Frente a la casa de la familia Kapuściński, toqué el timbre y varios botones de una máquina en la reja. Nadie contestó. En el segundo piso, una sombrilla de colores y flores sobre el balconcillo adornaban el gris de las paredes y el blanco de las ventanas. Una casa con un ático superior donde el escritor y periodista “Kapu” organizó sus viajes de coberturas y maquetó los libros que le valieron elogios y también detractores sobre la función del periodismo y la fantasía literaria.

De rato en rato solo me asustaba el ladrido de algún perro, como esperando a la policía para intervenirme por ser un desconocido. A veces pasaba un vecino y le consultaba en inglés:

- Did live here… Kapuściński?

En las dos horas que estuve allí, dando vueltas, hacía apuntes en mi celular, y no vi a tantas personas deambulando. Ya resignado, cuando me di vuelta, una anciana de tez muy blanca apareció: le pregunté en inglés si allí vivió Kapu. Caminaba lentamente, observando mi figura plantada frente a Prokuratorska 11. Eran las 4:25 de la tarde, según mis notas. Su cabello blanco, tirado hacia atrás, combinaba bien con su vestimenta clara y le daban un aire de serenidad:

- Yo soy Alicja Kapuscinska.

Hablamos unos 10 minutos, ella, de profesión pediatra, me dijo que tenía prisa, y se portó muy amable conmigo. “Very nice, de Perú”, soltó tras comentarle que en la universidad estudiamos mucho a su marido, convertido en una especie de “mito”. También me contó que de vez en cuando la visitaban algunas personas. Me preguntó sobre mi viaje y le expliqué todo, como si le contara a mi madre. Alicja escuchaba atenta, asintiendo y mirándome a los ojos, y de pronto le hice reír porque le comenté que mi viaje ya estaba justificado: conocí a la mujer de Kapuściński nada menos que en la puerta de su propia casa.

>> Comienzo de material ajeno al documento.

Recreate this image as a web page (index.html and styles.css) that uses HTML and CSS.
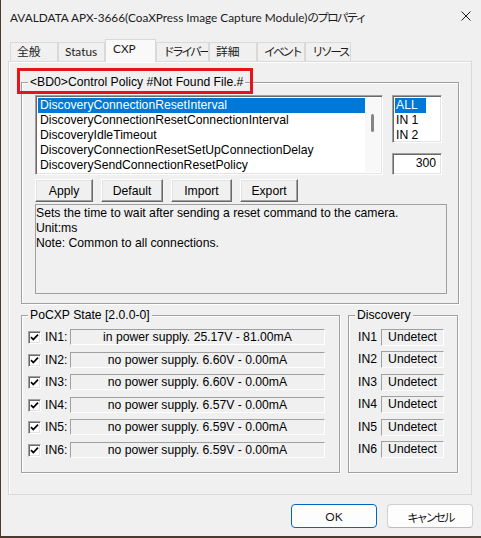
FILE: index.html
```html
<!doctype html>
<html lang="ja">
<head>
<meta charset="utf-8">
<title>AVALDATA APX-3666 properties</title>
<link rel="stylesheet" href="styles.css">
</head>

<body>
<div class="window">
  <div class="titlebar">
    <span class="title">AVALDATA APX-3666(CoaXPress Image Capture Module)<span class="kana">のプロパティ</span></span>
    <svg class="close" width="10" height="10" viewBox="0 0 10 10"><path d="M0.5 0.5L9.5 9.5M9.5 0.5L0.5 9.5"/></svg>
  </div>

  <div class="tabs">
    <div class="tab w48">全般</div>
    <div class="tab w47">Status</div>
    <div class="tab active">CXP</div>
    <div class="tab w53"><span class="kana">ドライバー</span></div>
    <div class="tab w48">詳細</div>
    <div class="tab w48"><span class="kana">イベント</span></div>
    <div class="tab w46"><span class="kana">リソース</span></div>
  </div>

  <div class="panel">
    <div class="group policy">
      <div class="legend">&lt;BD0&gt;Control Policy #Not Found File.#</div>
      <div class="toprow">
        <div class="edge listbox params">
          <div class="items">
            <div class="item sel">DiscoveryConnectionResetInterval</div>
            <div class="item">DiscoveryConnectionResetConnectionInterval</div>
            <div class="item">DiscoveryIdleTimeout</div>
            <div class="item">DiscoveryConnectionResetSetUpConnectionDelay</div>
            <div class="item">DiscoverySendConnectionResetPolicy</div>
          </div>
          <div class="vscroll"><span class="thumb"></span></div>
        </div>
        <div class="side">
          <div class="edge listbox channels">
            <div class="item sel">ALL</div>
            <div class="item">IN 1</div>
            <div class="item">IN 2</div>
          </div>
          <div class="edge value">300</div>
        </div>
      </div>
      <div class="btnrow">
        <button class="btn w58">Apply</button>
        <button class="btn w62">Default</button>
        <button class="btn w61">Import</button>
        <button class="btn w58">Export</button>
      </div>
      <div class="desc">
        Sets the time to wait after sending a reset command to the camera.<br>
        Unit:ms<br>
        Note: Common to all connections.
      </div>
    </div>

    <div class="lower">
      <div class="group pocxp">
        <div class="legend">PoCXP State [2.0.0-0]</div>
        <div class="rows">
          <div class="row"><span class="check"><svg width="9" height="9" viewBox="0 0 9 9"><path d="M1 4.2L3.3 6.6L8 1.6"/></svg></span><span class="lbl">IN1:</span><span class="field">in power supply. 25.17V - 81.00mA</span></div>
          <div class="row"><span class="check"><svg width="9" height="9" viewBox="0 0 9 9"><path d="M1 4.2L3.3 6.6L8 1.6"/></svg></span><span class="lbl">IN2:</span><span class="field">no power supply. 6.60V - 0.00mA</span></div>
          <div class="row"><span class="check"><svg width="9" height="9" viewBox="0 0 9 9"><path d="M1 4.2L3.3 6.6L8 1.6"/></svg></span><span class="lbl">IN3:</span><span class="field">no power supply. 6.60V - 0.00mA</span></div>
          <div class="row"><span class="check"><svg width="9" height="9" viewBox="0 0 9 9"><path d="M1 4.2L3.3 6.6L8 1.6"/></svg></span><span class="lbl">IN4:</span><span class="field">no power supply. 6.57V - 0.00mA</span></div>
          <div class="row"><span class="check"><svg width="9" height="9" viewBox="0 0 9 9"><path d="M1 4.2L3.3 6.6L8 1.6"/></svg></span><span class="lbl">IN5:</span><span class="field">no power supply. 6.59V - 0.00mA</span></div>
          <div class="row"><span class="check"><svg width="9" height="9" viewBox="0 0 9 9"><path d="M1 4.2L3.3 6.6L8 1.6"/></svg></span><span class="lbl">IN6:</span><span class="field">no power supply. 6.59V - 0.00mA</span></div>
        </div>
      </div>
      <div class="group disc">
        <div class="legend">Discovery</div>
        <div class="rows">
          <div class="row"><span class="lbl">IN1</span><span class="field">Undetect</span></div>
          <div class="row"><span class="lbl">IN2</span><span class="field">Undetect</span></div>
          <div class="row"><span class="lbl">IN3</span><span class="field">Undetect</span></div>
          <div class="row"><span class="lbl">IN4</span><span class="field">Undetect</span></div>
          <div class="row"><span class="lbl">IN5</span><span class="field">Undetect</span></div>
          <div class="row"><span class="lbl">IN6</span><span class="field">Undetect</span></div>
        </div>
      </div>
    </div>
  </div>

  <div class="footer">
    <button class="dlgbtn default">OK</button>
    <button class="dlgbtn"><span class="kana">キャンセル</span></button>
  </div>

  <!-- highlight frame around the group caption -->
  <div class="mark"></div>
</div>
</body>
</html>
```

FILE: styles.css
```css
body {
  margin: 0;
  background: #4a3a2f;
}

.window {
  position: relative;
  width: 480px;
  height: 536px;
  margin-left: 1px;
  background: #f0f0f0;
  font-family: "Liberation Sans", Arial, sans-serif;
  font-size: 12.2px;
  color: #000;
}

/* system font for caption, tabs and dialog buttons */
.titlebar,
.tabs,
.dlgbtn {
  font-family: Lato, "Noto Sans CJK JP", sans-serif;
  font-size: 11.8px;
  color: #1b1b1b;
}
.kana {
  letter-spacing: -2.7px;
}
.title .kana {
  letter-spacing: -2px;
}

/* title bar */
.titlebar {
  height: 32px;
  display: flex;
  align-items: center;
  padding: 0 10px 0 9px;
}
.titlebar .title {
  flex: 1;
  white-space: nowrap;
}
.close path {
  stroke: #1b1b1b;
  stroke-width: 1;
  fill: none;
}

/* tabs */
.tabs {
  display: flex;
  align-items: flex-end;
  height: 24px;
  margin-top: 5px;
  padding-left: 9px;
}
.tab {
  height: 19px;
  line-height: 18px;
  padding-left: 6px;
  border: 1px solid #d9d9d9;
  border-bottom: 0;
  box-sizing: border-box;
  white-space: nowrap;
  overflow: hidden;
}
.tab.active {
  position: relative;
  z-index: 1;
  width: 51px;
  height: 23px;
  line-height: 18px;
  padding-left: 7px;
  margin-bottom: -1px;
  background: #f9f9f9;
}
.w46 { width: 46px; }
.w47 { width: 47px; }
.w48 { width: 48px; }
.w53 { width: 53px; }

/* tab page */
.panel {
  width: 464px;
  height: 434px;
  margin-left: 7px;
  box-sizing: border-box;
  border: 1px solid #d9d9d9;
  box-shadow: inset 1px 1px #fff;
  display: flex;
  flex-direction: column;
}

/* etched group box */
.group {
  box-sizing: border-box;
  border: 1px solid #a0a0a0;
  box-shadow: inset 1px 1px #fff, 1px 1px #fff;
}
.legend {
  align-self: flex-start;
  height: 14px;
  line-height: 14px;
  margin-top: -8px;
  padding: 0 2px;
  background: #f0f0f0;
  white-space: nowrap;
}

.policy {
  width: 438px;
  height: 222px;
  margin: 20px 0 0 12px;
  padding-left: 13px;
  display: flex;
  flex-direction: column;
}
.policy .legend {
  margin-left: -7px;
}

.toprow {
  display: flex;
  margin-top: 6px;
}

/* sunken client edge */
.edge {
  box-sizing: border-box;
  border: 1px solid;
  border-color: #a0a0a0 #fff #fff #a0a0a0;
  box-shadow: inset 1px 1px #696969, inset -1px -1px #e3e3e3;
  background: #fff;
}

.listbox {
  padding: 2px;
}
.item {
  height: 15px;
  line-height: 15px;
  padding-left: 2px;
  white-space: nowrap;
  overflow: hidden;
}
.item.sel {
  background: #0078d7;
  color: #fff;
}

.params {
  width: 348px;
  height: 80px;
  display: flex;
}
.params .items {
  width: 329px;
  overflow: hidden;
}
.vscroll {
  width: 15px;
  background: #f8f8f8;
  display: flex;
  justify-content: center;
  padding-top: 16px;
  box-sizing: border-box;
}
.thumb {
  width: 3px;
  height: 18px;
  border-radius: 2px;
  background: #858585;
}

.side {
  display: flex;
  flex-direction: column;
  gap: 10px;
  margin-left: 9px;
}
.channels {
  width: 50px;
  height: 48px;
}
.channels .item {
  width: 31px;
  padding-left: 1px;
  box-sizing: border-box;
}
.value {
  width: 50px;
  height: 22px;
  line-height: 19px;
  text-align: right;
  padding-right: 5px;
}

/* classic push buttons */
.btnrow {
  display: flex;
  gap: 8px;
  margin-top: 4px;
}
.btn {
  height: 23px;
  padding: 0;
  font: inherit;
  color: #000;
  background: #f0f0f0;
  border: 1px solid;
  border-color: #fff #696969 #696969 #fff;
  box-shadow: inset -1px -1px #a0a0a0, inset 1px 1px #e3e3e3;
}
.w58 { width: 58px; }
.w61 { width: 61px; }
.w62 { width: 62px; }

.desc {
  width: 412px;
  height: 90px;
  margin-top: 2px;
  box-sizing: border-box;
  border: 1px solid #a0a0a0;
  padding-top: 1px;
  line-height: 15px;
}

.lower {
  display: flex;
  gap: 8px;
  margin: 11px 0 0 12px;
}
.pocxp,
.disc {
  height: 158px;
  display: flex;
  flex-direction: column;
}
.pocxp {
  width: 319px;
  padding-left: 6px;
}
.disc {
  width: 110px;
  padding-left: 9px;
}
.disc .legend {
  margin-left: -3px;
}

.rows {
  display: flex;
  flex-direction: column;
  gap: 6.6px;
  margin-top: 7px;
}
.row {
  display: flex;
  align-items: center;
  height: 16px;
}

.check {
  width: 13px;
  height: 13px;
  box-sizing: border-box;
  border: 1px solid;
  border-color: #a0a0a0 #fff #fff #a0a0a0;
  box-shadow: inset 1px 1px #696969, inset -1px -1px #e3e3e3;
  background: #fff;
  display: flex;
  align-items: center;
  justify-content: center;
  margin-top: 1px;
}
.check path {
  fill: none;
  stroke: #000;
  stroke-width: 1.7;
}

.pocxp .lbl {
  width: 29px;
  padding-left: 4px;
  box-sizing: border-box;
}
.disc .lbl {
  width: 23px;
  margin-top: -1px;
}

/* static sunken field */
.field {
  box-sizing: border-box;
  height: 16px;
  line-height: 15px;
  border: 1px solid;
  border-color: #a0a0a0 #fff #fff #a0a0a0;
  text-align: center;
  white-space: nowrap;
}
.pocxp .field {
  width: 255px;
}
.disc .field {
  width: 63px;
  height: 17px;
}

/* dialog buttons */
.footer {
  display: flex;
  justify-content: flex-end;
  gap: 10px;
  margin-top: 9px;
  padding-right: 8px;
}
.dlgbtn {
  width: 86px;
  height: 24px;
  padding: 0;
  background: #fdfdfd;
  border: 1px solid #d0d0d0;
  border-bottom-color: #bbb;
  border-radius: 4px;
}
.dlgbtn.default {
  border: 1px solid #0067c0;
  box-shadow: inset 0 0 0 1px #fff;
}

.mark {
  position: absolute;
  left: 16px;
  top: 68px;
  width: 236px;
  height: 26px;
  box-sizing: border-box;
  border: 3px solid #e8141c;
}
```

Nos despedimos. Yo estaba feliz. Le pedí permiso para tomamos una foto y le prometí volver. “¡Claro que sí!”, dijo ella. Luego del selfie aceleré hacia la otra acera y observé a esa mujer de maneras entrañables que en los últimos tiempos ha tenido pugnas con Artur Domoslawski, autor de “Kapuscinski non fiction”, un libro biográfico sobre Kapu -su antiguo amigo y colega- donde lo acusa de inventar en sus crónicas o tergiversar sus hazañas para beneficio propio.

Dejé esos pensamientos y regresé caminando hasta el centro histórico. Unos 30 minutos que se me hicieron eternos. Polonia, una de las ciudades europeas más devastadas durante la Segunda Guerra Mundial, tiene a la famosa calle Prozna, donde se puede ver aún las huellas de los disparos en sus paredes, a pocos metros de bares o cafés, y que fue parte del triste y rebelde ‘Gueto de Varsovia’. Allí llegué y recreé en la mente cómo habrían sido aquellas peleas y muertes, donde ahora ya existe el turismo mundial.

Pasando la Columna de Segismundo, uno de los puntos céntricos más importantes de la urbe, me senté en un bar, ni vi el nombre, saqué el libro “El día que murió Kapuściński” y pedí una cerveza, mientras escuchaba la melodía en piano de ‘Comptine d’un autre été’. De rato en rato veía el selfie con Alicja, era la única prueba de que estuve con ella.

La frescura del río Vistula empezaba a llegar.